■ What to produce ■
Copy every entry word for word. Skip the pictures.

■ Entries ■

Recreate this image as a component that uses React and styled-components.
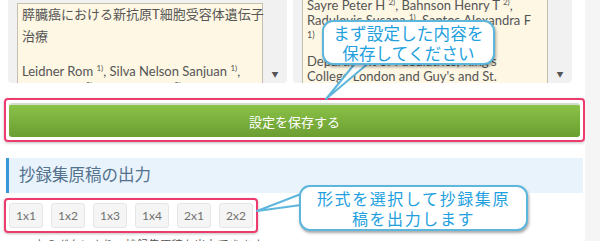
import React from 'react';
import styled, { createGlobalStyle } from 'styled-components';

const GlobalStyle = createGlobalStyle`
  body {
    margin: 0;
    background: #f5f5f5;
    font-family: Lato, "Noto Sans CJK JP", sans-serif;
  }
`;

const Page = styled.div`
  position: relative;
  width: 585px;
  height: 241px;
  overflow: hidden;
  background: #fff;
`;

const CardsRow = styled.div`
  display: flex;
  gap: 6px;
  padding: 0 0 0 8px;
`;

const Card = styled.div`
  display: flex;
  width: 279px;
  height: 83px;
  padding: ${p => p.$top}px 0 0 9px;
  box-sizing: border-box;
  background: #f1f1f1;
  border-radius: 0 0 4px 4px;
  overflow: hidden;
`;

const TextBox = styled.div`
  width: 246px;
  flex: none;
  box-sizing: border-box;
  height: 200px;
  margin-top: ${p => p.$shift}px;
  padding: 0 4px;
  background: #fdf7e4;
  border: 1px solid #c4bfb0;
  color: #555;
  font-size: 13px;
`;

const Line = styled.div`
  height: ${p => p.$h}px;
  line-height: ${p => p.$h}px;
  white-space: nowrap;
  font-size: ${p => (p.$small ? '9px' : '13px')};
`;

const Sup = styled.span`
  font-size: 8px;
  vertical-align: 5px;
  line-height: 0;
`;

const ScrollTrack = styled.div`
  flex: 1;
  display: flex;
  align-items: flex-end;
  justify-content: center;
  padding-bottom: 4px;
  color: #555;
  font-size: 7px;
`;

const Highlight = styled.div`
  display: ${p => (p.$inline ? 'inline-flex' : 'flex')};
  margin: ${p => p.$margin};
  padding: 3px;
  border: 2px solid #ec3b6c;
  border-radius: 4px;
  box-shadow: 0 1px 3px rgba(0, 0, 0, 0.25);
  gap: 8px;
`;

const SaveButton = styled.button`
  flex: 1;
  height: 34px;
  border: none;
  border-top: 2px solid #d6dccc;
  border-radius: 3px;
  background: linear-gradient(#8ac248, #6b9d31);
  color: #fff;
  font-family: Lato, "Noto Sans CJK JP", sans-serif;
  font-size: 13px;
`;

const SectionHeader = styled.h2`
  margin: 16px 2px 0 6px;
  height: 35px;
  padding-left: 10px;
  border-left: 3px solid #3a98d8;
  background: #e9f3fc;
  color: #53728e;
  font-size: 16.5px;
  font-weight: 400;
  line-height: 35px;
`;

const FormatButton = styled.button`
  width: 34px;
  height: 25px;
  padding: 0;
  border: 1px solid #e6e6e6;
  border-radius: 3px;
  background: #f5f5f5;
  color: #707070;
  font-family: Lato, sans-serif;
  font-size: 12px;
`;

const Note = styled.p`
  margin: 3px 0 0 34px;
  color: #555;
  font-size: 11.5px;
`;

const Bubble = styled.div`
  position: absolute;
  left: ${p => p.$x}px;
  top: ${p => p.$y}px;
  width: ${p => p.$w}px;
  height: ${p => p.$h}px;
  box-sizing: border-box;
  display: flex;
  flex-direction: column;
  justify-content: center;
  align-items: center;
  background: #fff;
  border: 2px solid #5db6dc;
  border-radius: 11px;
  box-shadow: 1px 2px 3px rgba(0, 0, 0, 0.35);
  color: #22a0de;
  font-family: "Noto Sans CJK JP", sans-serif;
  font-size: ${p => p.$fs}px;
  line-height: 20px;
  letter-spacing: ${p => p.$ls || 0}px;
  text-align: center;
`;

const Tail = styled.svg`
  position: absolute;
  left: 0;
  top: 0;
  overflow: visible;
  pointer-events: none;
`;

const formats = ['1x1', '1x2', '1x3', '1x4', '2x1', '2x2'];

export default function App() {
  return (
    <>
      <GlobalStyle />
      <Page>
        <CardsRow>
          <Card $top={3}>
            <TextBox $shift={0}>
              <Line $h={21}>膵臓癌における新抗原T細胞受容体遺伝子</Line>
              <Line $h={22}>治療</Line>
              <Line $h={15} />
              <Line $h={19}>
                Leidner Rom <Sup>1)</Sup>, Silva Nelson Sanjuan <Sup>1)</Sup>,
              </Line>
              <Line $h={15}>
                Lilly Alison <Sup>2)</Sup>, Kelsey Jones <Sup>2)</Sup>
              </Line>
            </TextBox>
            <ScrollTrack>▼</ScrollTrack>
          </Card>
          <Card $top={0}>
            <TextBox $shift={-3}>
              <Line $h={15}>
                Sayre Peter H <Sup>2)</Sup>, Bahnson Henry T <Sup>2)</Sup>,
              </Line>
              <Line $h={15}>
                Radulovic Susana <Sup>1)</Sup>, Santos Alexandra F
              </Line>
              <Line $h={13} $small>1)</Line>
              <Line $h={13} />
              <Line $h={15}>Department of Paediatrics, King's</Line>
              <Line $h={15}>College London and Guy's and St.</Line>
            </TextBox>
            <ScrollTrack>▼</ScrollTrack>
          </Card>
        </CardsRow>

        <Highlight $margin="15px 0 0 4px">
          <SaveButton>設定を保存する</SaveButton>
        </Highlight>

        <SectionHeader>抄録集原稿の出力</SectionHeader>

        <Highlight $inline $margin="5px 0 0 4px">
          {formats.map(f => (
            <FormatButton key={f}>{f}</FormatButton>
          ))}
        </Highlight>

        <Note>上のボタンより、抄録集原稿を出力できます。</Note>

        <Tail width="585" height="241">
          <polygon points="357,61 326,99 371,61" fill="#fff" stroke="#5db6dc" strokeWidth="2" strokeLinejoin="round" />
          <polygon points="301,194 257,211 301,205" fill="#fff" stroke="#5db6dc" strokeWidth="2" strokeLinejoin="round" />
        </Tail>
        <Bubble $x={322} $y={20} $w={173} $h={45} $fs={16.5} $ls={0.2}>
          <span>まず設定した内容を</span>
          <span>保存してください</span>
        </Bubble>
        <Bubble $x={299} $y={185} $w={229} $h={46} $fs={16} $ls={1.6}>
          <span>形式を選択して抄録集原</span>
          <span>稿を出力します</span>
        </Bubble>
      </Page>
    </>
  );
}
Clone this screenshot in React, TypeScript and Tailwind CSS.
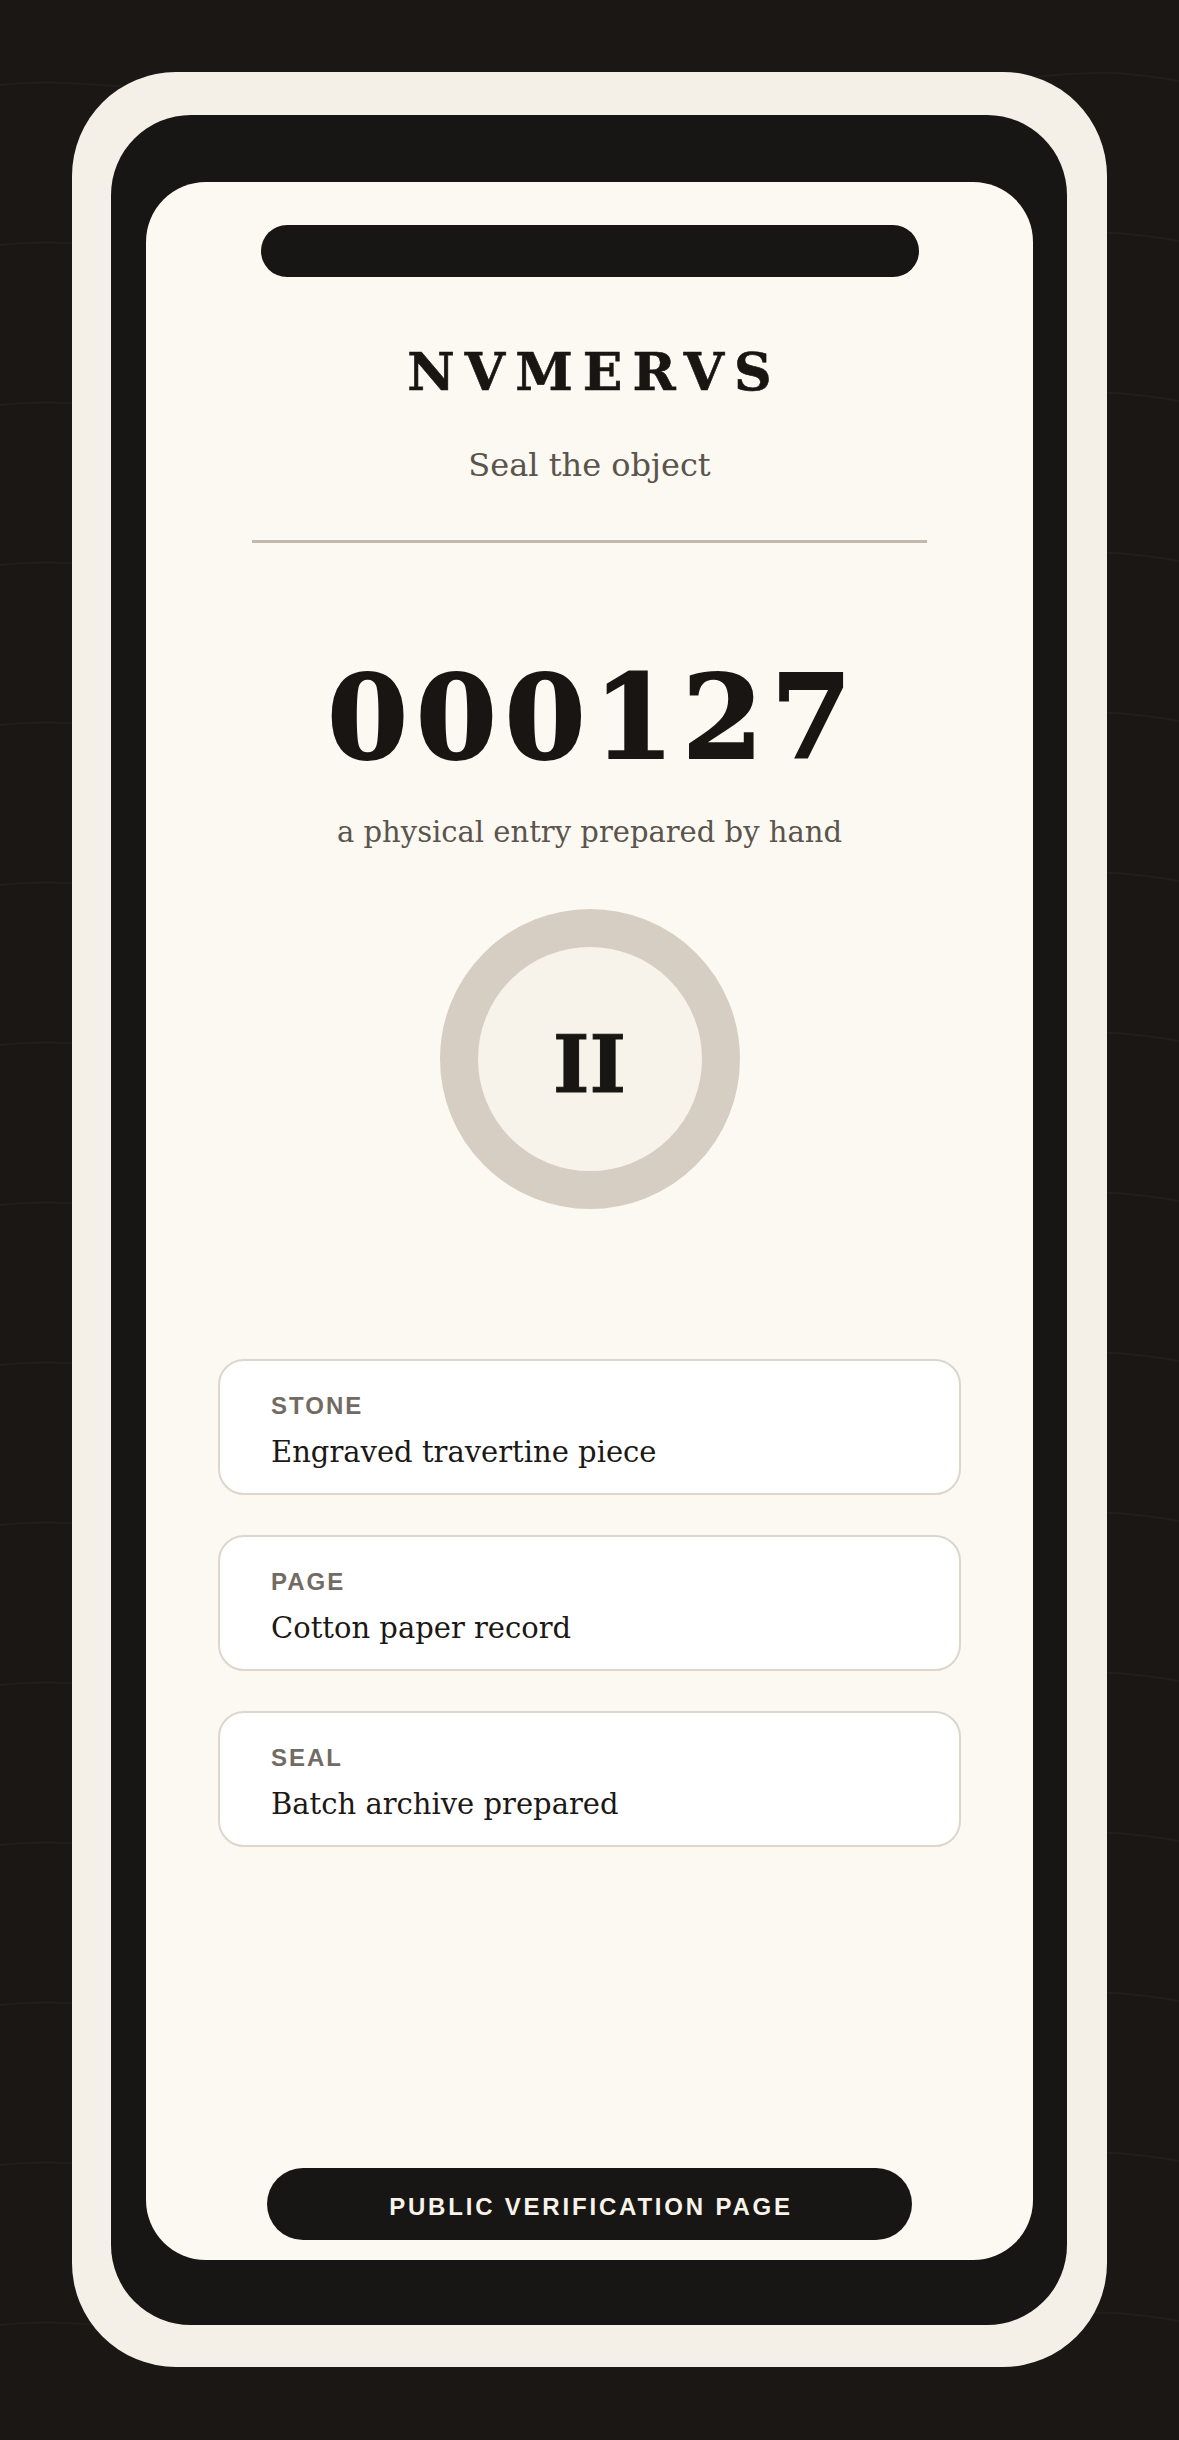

■ Written reply ■
Recreate this image as a component that uses React and styled-components.
import React from 'react';
import styled, { createGlobalStyle } from 'styled-components';

const GlobalStyle = createGlobalStyle`
  body {
    margin: 0;
    background: #f5f5f5;
    font-family: Lato, "Noto Sans CJK JP", sans-serif;
  }
`;

const Page = styled.div`
  position: relative;
  width: 585px;
  height: 241px;
  overflow: hidden;
  background: #fff;
`;

const CardsRow = styled.div`
  display: flex;
  gap: 6px;
  padding: 0 0 0 8px;
`;

const Card = styled.div`
  display: flex;
  width: 279px;
  height: 83px;
  padding: ${p => p.$top}px 0 0 9px;
  box-sizing: border-box;
  background: #f1f1f1;
  border-radius: 0 0 4px 4px;
  overflow: hidden;
`;

const TextBox = styled.div`
  width: 246px;
  flex: none;
  box-sizing: border-box;
  height: 200px;
  margin-top: ${p => p.$shift}px;
  padding: 0 4px;
  background: #fdf7e4;
  border: 1px solid #c4bfb0;
  color: #555;
  font-size: 13px;
`;

const Line = styled.div`
  height: ${p => p.$h}px;
  line-height: ${p => p.$h}px;
  white-space: nowrap;
  font-size: ${p => (p.$small ? '9px' : '13px')};
`;

const Sup = styled.span`
  font-size: 8px;
  vertical-align: 5px;
  line-height: 0;
`;

const ScrollTrack = styled.div`
  flex: 1;
  display: flex;
  align-items: flex-end;
  justify-content: center;
  padding-bottom: 4px;
  color: #555;
  font-size: 7px;
`;

const Highlight = styled.div`
  display: ${p => (p.$inline ? 'inline-flex' : 'flex')};
  margin: ${p => p.$margin};
  padding: 3px;
  border: 2px solid #ec3b6c;
  border-radius: 4px;
  box-shadow: 0 1px 3px rgba(0, 0, 0, 0.25);
  gap: 8px;
`;

const SaveButton = styled.button`
  flex: 1;
  height: 34px;
  border: none;
  border-top: 2px solid #d6dccc;
  border-radius: 3px;
  background: linear-gradient(#8ac248, #6b9d31);
  color: #fff;
  font-family: Lato, "Noto Sans CJK JP", sans-serif;
  font-size: 13px;
`;

const SectionHeader = styled.h2`
  margin: 16px 2px 0 6px;
  height: 35px;
  padding-left: 10px;
  border-left: 3px solid #3a98d8;
  background: #e9f3fc;
  color: #53728e;
  font-size: 16.5px;
  font-weight: 400;
  line-height: 35px;
`;

const FormatButton = styled.button`
  width: 34px;
  height: 25px;
  padding: 0;
  border: 1px solid #e6e6e6;
  border-radius: 3px;
  background: #f5f5f5;
  color: #707070;
  font-family: Lato, sans-serif;
  font-size: 12px;
`;

const Note = styled.p`
  margin: 3px 0 0 34px;
  color: #555;
  font-size: 11.5px;
`;

const Bubble = styled.div`
  position: absolute;
  left: ${p => p.$x}px;
  top: ${p => p.$y}px;
  width: ${p => p.$w}px;
  height: ${p => p.$h}px;
  box-sizing: border-box;
  display: flex;
  flex-direction: column;
  justify-content: center;
  align-items: center;
  background: #fff;
  border: 2px solid #5db6dc;
  border-radius: 11px;
  box-shadow: 1px 2px 3px rgba(0, 0, 0, 0.35);
  color: #22a0de;
  font-family: "Noto Sans CJK JP", sans-serif;
  font-size: ${p => p.$fs}px;
  line-height: 20px;
  letter-spacing: ${p => p.$ls || 0}px;
  text-align: center;
`;

const Tail = styled.svg`
  position: absolute;
  left: 0;
  top: 0;
  overflow: visible;
  pointer-events: none;
`;

const formats = ['1x1', '1x2', '1x3', '1x4', '2x1', '2x2'];

export default function App() {
  return (
    <>
      <GlobalStyle />
      <Page>
        <CardsRow>
          <Card $top={3}>
            <TextBox $shift={0}>
              <Line $h={21}>膵臓癌における新抗原T細胞受容体遺伝子</Line>
              <Line $h={22}>治療</Line>
              <Line $h={15} />
              <Line $h={19}>
                Leidner Rom <Sup>1)</Sup>, Silva Nelson Sanjuan <Sup>1)</Sup>,
              </Line>
              <Line $h={15}>
                Lilly Alison <Sup>2)</Sup>, Kelsey Jones <Sup>2)</Sup>
              </Line>
            </TextBox>
            <ScrollTrack>▼</ScrollTrack>
          </Card>
          <Card $top={0}>
            <TextBox $shift={-3}>
              <Line $h={15}>
                Sayre Peter H <Sup>2)</Sup>, Bahnson Henry T <Sup>2)</Sup>,
              </Line>
              <Line $h={15}>
                Radulovic Susana <Sup>1)</Sup>, Santos Alexandra F
              </Line>
              <Line $h={13} $small>1)</Line>
              <Line $h={13} />
              <Line $h={15}>Department of Paediatrics, King's</Line>
              <Line $h={15}>College London and Guy's and St.</Line>
            </TextBox>
            <ScrollTrack>▼</ScrollTrack>
          </Card>
        </CardsRow>

        <Highlight $margin="15px 0 0 4px">
          <SaveButton>設定を保存する</SaveButton>
        </Highlight>

        <SectionHeader>抄録集原稿の出力</SectionHeader>

        <Highlight $inline $margin="5px 0 0 4px">
          {formats.map(f => (
            <FormatButton key={f}>{f}</FormatButton>
          ))}
        </Highlight>

        <Note>上のボタンより、抄録集原稿を出力できます。</Note>

        <Tail width="585" height="241">
          <polygon points="357,61 326,99 371,61" fill="#fff" stroke="#5db6dc" strokeWidth="2" strokeLinejoin="round" />
          <polygon points="301,194 257,211 301,205" fill="#fff" stroke="#5db6dc" strokeWidth="2" strokeLinejoin="round" />
        </Tail>
        <Bubble $x={322} $y={20} $w={173} $h={45} $fs={16.5} $ls={0.2}>
          <span>まず設定した内容を</span>
          <span>保存してください</span>
        </Bubble>
        <Bubble $x={299} $y={185} $w={229} $h={46} $fs={16} $ls={1.6}>
          <span>形式を選択して抄録集原</span>
          <span>稿を出力します</span>
        </Bubble>
      </Page>
    </>
  );
}
Clone this screenshot in React, TypeScript and Tailwind CSS.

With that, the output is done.